Scandal grows over corporal punishment in Thai schools

Bangkok: A scandal over corporal punishment of schoolchildren in Thailand has widened with six accused teachers and caregivers turning themselves in to face criminal charges.

There are now 13 employees of the Sarasas Witaed Ratchaphruek School facing charges after the parents of 30 students complained that their children, mostly around kindergarten age, had been physically abused, said police Lieutenant General Ampol Buarubporn, the regional police commissioner overseeing the case.

Ronnarong Kawpech, a lawyer representing 30 families, said his clients filed charges of physical abuse, illegal detention and child abuse against the staff members of the school in Nonthaburi province, just outside Bangkok. They also filed separate complaints against both the school and the involved staff members seeking 5 million baht ($224,000) in compensation for each abused child.
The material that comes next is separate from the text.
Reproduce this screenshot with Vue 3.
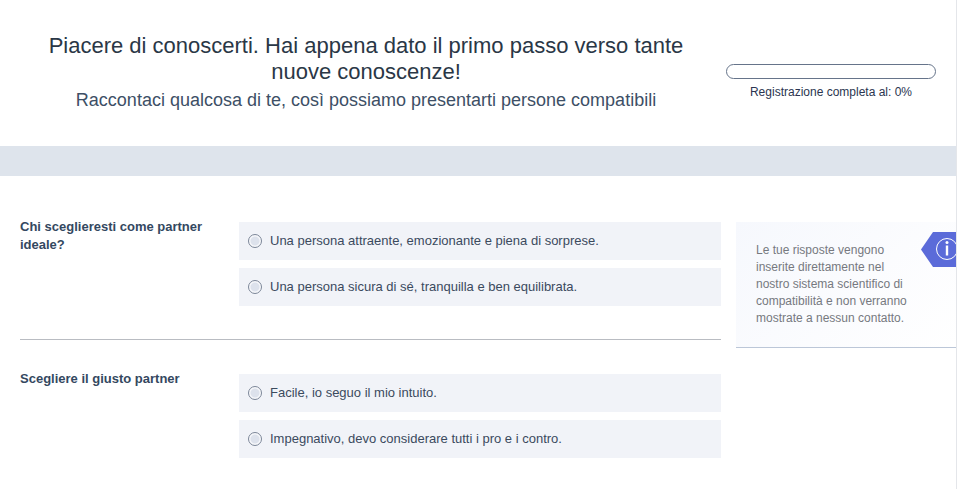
<script setup>
// domande del questionario
const questions = [
  {
    title: 'Chi sceglieresti come partner ideale?',
    answers: [
      'Una persona attraente, emozionante e piena di sorprese.',
      'Una persona sicura di sé, tranquilla e ben equilibrata.'
    ]
  },
  {
    title: 'Scegliere il giusto partner',
    answers: [
      'Facile, io seguo il mio intuito.',
      'Impegnativo, devo considerare tutti i pro e i contro.'
    ]
  }
]
</script>

<template>
  <div class="page">
    <header class="head">
      <div class="head-text">
        <h1>Piacere di conoscerti. Hai appena dato il primo passo verso tante nuove conoscenze!</h1>
        <h2>Raccontaci qualcosa di te, così possiamo presentarti persone compatibili</h2>
      </div>
      <div class="progress">
        <div class="bar"></div>
        <div class="bar-label">Registrazione completa al: 0%</div>
      </div>
    </header>
    <div class="band"></div>
    <main class="content">
      <div class="questions">
        <section v-for="q in questions" :key="q.title" class="question">
          <div class="q-title">{{ q.title }}</div>
          <div class="answers">
            <label v-for="a in q.answers" :key="a" class="answer">
              <span class="radio"></span>
              <span>{{ a }}</span>
            </label>
          </div>
        </section>
      </div>
      <aside class="note">
        <p>Le tue risposte vengono inserite direttamente nel nostro sistema scientifico di compatibilità e non verranno mostrate a nessun contatto.</p>
        <div class="badge">
          <svg width="35" height="35" viewBox="0 0 35 35">
            <path d="M35 0H12L0 17.5 12 35H35Z" fill="#5b6bd9" />
            <circle cx="26" cy="17" r="10.5" fill="none" stroke="#fff" stroke-width="1" />
            <rect x="24.8" y="13.5" width="2.4" height="10" fill="#fff" />
            <circle cx="26" cy="10.5" r="1.5" fill="#fff" />
          </svg>
        </div>
      </aside>
    </main>
  </div>
</template>

<style>
html, body {
  margin: 0;
  background: #fff;
}
</style>

<style scoped>
.page {
  width: 957px;
  height: 489px;
  box-sizing: border-box;
  overflow: hidden;
  border-right: 1px solid #e4e6ea;
  font-family: "Liberation Sans", Arial, sans-serif;
  color: #2e3d50;
}

.head {
  display: flex;
  height: 146px;
  box-sizing: border-box;
  padding-top: 33px;
}

.head-text {
  width: 652px;
  margin-left: 40px;
  text-align: center;
}

h1 {
  margin: 0;
  font-size: 22px;
  line-height: 26px;
  font-weight: 400;
  color: #2a3746;
}

h2 {
  margin: 3px 0 0;
  font-size: 18px;
  line-height: 24px;
  font-weight: 400;
  color: #3d4f66;
}

.progress {
  width: 210px;
  margin: 31px 0 0 34px;
}

.bar {
  height: 13px;
  border: 1px solid #66748a;
  border-radius: 8px;
}

.bar-label {
  margin-top: 5px;
  font-size: 12px;
  line-height: 16px;
  text-align: center;
  color: #2b3550;
}

.band {
  height: 30px;
  background: #dee4ec;
}

.content {
  display: flex;
  padding: 46px 0 0 20px;
}

.questions {
  width: 701px;
}

.question {
  display: flex;
  padding-bottom: 33px;
  margin-bottom: 34px;
  border-bottom: 1px solid #b9bcc2;
}

.question:last-child {
  border-bottom: none;
}

.q-title {
  width: 219px;
  margin-top: -4px;
  padding-right: 20px;
  box-sizing: border-box;
  font-size: 13px;
  line-height: 18px;
  font-weight: 700;
  color: #34485f;
}

.answers {
  width: 482px;
  display: flex;
  flex-direction: column;
  gap: 8px;
}

.answer {
  display: flex;
  align-items: center;
  gap: 8px;
  height: 38px;
  padding: 0 0 2px 9px;
  box-sizing: border-box;
  background: #f1f3f8;
  font-size: 13px;
  color: #3b4a5e;
}

.radio {
  width: 12px;
  height: 12px;
  margin-top: 2px;
  border: 1px solid #7c8698;
  border-radius: 50%;
  background: radial-gradient(circle, #dde2ec 0 4px, #f7f8fb 5px);
}

.note {
  position: relative;
  width: 220px;
  height: 126px;
  box-sizing: border-box;
  margin-left: 15px;
  padding: 20px 45px 0 20px;
  background: linear-gradient(135deg, #f6f8fd, #fff);
  border-bottom: 1px solid #bcc7d8;
}

.note p {
  margin: 0;
  font-size: 12px;
  line-height: 17px;
  color: #76797f;
}

.badge {
  position: absolute;
  top: 10px;
  right: 0;
  width: 35px;
  height: 35px;
}
</style>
More than 30 families accuse staff at a private school of physically abusing their children.Credit:Shutterstock

Corporal punishment is not unusual in Thai schools. The Education Ministry recently issued orders barring teachers from using physical punishment, but many reports, often including videos posted on social media, suggest the practice is still widespread.

The issue has been highlighted during a wave of political and social protests in Thailand. Secondary school students demanding educational reforms, who have organised themselves under the tongue-in-cheek name of “Bad Students”, have staged several protests against schools and the ministry. One of their demands is for the ministry to punish schools and teachers for using physical punishment of students.

The scandal over the school broke out when a parent went to consult with a staff member about a son who had developed some strange behaviour and refused to go to school. The staff member displayed video from a closed-circuit TV camera installed in the classroom that showed a female caregiver physically abusing the child while other staff turned a blind eye.

When other parents subsequently viewed videos, they observed similar abuses, especially in kindergarten classes.

According to lawyer Ronnarong, one caregiver was seen employing physical violence more than 20 times in videos covering just eight days.

Many of the video clips have been posted on social media, drawing attention from mainstream media. One of the most shocking ones shows a student being thrown to the floor and then having a female caregiver cover his head with a black garbage bag as he tries to run away.

Another clip shows a caregiver repeatedly push a pupil against a wall while he is trying to leave the classroom.

Piboon Yongkamol, the founder and president of the privately run chain of 49 Sarasas schools, told Thai media he had apologised to the parents, but showed little remorse for the situation. He charged that parents were making a fuss just to get money out of him, and if he were forced to close his schools, he would lose nothing financially because of the profit he could make by selling the land they are on.